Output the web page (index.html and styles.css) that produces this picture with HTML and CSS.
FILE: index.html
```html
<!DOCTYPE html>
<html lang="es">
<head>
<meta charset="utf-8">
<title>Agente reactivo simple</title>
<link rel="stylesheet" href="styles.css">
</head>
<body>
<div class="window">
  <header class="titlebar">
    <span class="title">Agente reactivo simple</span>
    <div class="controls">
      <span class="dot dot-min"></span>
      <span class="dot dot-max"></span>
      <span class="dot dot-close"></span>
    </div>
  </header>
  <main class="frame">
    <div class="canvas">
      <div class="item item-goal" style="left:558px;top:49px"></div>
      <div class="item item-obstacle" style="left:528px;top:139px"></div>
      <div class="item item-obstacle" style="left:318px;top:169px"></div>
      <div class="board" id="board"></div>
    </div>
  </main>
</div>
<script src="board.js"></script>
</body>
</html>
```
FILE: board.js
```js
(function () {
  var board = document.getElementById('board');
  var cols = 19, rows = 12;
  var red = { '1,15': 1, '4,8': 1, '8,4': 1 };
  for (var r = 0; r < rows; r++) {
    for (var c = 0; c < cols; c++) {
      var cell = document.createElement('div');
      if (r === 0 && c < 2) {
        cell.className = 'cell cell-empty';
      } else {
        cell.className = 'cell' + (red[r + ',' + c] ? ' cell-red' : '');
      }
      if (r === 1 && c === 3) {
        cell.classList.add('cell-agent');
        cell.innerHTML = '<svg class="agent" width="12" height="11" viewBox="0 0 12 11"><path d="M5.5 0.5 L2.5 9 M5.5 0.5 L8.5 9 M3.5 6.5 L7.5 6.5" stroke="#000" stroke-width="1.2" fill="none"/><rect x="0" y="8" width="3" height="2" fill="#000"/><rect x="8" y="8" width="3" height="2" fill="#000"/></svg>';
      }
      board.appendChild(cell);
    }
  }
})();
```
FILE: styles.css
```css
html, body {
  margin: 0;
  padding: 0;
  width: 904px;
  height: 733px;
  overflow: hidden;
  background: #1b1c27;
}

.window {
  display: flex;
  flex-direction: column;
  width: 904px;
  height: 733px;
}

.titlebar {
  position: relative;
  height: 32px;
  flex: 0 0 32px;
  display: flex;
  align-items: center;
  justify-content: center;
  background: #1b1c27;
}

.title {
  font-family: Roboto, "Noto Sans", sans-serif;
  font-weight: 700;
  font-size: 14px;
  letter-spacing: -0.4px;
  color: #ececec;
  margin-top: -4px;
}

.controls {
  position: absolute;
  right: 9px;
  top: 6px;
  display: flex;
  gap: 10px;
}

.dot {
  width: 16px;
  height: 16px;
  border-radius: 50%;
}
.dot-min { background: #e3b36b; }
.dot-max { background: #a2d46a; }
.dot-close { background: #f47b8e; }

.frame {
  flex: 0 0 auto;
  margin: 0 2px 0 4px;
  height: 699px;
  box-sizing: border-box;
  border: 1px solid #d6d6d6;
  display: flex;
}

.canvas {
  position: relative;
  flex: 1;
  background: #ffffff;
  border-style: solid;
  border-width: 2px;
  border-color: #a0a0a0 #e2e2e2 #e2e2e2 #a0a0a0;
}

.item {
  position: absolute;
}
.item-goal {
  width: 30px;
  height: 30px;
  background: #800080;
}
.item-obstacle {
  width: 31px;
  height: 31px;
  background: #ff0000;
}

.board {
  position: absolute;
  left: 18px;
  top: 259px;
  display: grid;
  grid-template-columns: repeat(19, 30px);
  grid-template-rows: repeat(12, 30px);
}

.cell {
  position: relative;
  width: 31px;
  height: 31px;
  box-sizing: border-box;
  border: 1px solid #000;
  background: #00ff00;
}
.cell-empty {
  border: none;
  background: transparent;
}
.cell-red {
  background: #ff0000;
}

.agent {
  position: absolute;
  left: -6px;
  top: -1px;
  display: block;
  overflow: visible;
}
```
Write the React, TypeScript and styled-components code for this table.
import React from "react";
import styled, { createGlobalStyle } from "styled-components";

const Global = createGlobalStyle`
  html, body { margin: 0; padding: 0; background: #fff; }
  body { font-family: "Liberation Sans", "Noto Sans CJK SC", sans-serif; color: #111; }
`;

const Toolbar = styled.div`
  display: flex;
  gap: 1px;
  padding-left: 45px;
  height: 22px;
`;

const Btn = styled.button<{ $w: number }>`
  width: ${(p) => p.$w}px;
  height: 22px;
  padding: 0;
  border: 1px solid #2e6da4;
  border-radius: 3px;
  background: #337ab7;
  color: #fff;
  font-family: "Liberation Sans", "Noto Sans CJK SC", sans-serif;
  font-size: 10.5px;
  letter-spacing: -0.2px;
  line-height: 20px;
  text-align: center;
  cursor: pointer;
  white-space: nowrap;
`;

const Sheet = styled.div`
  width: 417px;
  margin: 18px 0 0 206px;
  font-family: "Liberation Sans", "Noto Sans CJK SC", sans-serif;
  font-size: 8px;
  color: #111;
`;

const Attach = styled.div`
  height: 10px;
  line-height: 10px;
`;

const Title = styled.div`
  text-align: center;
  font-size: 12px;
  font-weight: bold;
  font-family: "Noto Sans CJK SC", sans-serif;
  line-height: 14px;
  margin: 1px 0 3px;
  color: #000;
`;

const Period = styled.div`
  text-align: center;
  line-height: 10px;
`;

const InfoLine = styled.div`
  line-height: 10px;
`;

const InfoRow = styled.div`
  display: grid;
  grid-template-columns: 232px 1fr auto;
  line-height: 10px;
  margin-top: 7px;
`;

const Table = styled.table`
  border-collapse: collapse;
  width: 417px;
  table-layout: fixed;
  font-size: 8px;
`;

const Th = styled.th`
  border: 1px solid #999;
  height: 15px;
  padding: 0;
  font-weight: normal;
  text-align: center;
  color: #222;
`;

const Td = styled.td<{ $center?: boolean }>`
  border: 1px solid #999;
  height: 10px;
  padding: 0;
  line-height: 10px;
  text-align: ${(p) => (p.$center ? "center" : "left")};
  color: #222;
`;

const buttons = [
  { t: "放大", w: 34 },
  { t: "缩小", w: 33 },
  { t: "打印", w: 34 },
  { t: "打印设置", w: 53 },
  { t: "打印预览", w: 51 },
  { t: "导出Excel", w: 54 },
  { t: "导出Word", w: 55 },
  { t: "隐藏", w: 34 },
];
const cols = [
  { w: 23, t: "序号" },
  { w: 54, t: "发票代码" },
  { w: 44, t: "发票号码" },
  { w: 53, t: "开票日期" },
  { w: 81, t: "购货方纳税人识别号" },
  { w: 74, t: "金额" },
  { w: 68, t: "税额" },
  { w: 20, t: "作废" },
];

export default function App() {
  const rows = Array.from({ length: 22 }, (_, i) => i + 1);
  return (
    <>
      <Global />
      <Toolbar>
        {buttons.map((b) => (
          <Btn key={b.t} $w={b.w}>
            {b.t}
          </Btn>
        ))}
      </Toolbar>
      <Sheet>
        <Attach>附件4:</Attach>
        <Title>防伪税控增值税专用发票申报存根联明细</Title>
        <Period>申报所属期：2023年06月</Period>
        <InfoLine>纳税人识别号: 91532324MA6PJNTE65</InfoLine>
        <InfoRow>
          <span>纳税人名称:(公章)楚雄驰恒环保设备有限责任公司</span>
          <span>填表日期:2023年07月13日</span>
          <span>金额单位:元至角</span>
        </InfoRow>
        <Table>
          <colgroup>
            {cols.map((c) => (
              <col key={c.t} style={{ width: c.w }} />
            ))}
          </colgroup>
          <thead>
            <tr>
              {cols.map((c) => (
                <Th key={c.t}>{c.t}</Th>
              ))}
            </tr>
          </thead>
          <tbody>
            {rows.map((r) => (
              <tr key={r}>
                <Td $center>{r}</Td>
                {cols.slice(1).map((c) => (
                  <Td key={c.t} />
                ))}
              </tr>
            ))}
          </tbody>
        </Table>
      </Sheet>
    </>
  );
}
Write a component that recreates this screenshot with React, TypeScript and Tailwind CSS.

▶ WORK TO COMPLETE
Select the lines that carry the string "components" and copy them.

▶ EXERCISE ANSWER
Write the React, TypeScript and styled-components code for this table.
import styled, { createGlobalStyle } from "styled-components";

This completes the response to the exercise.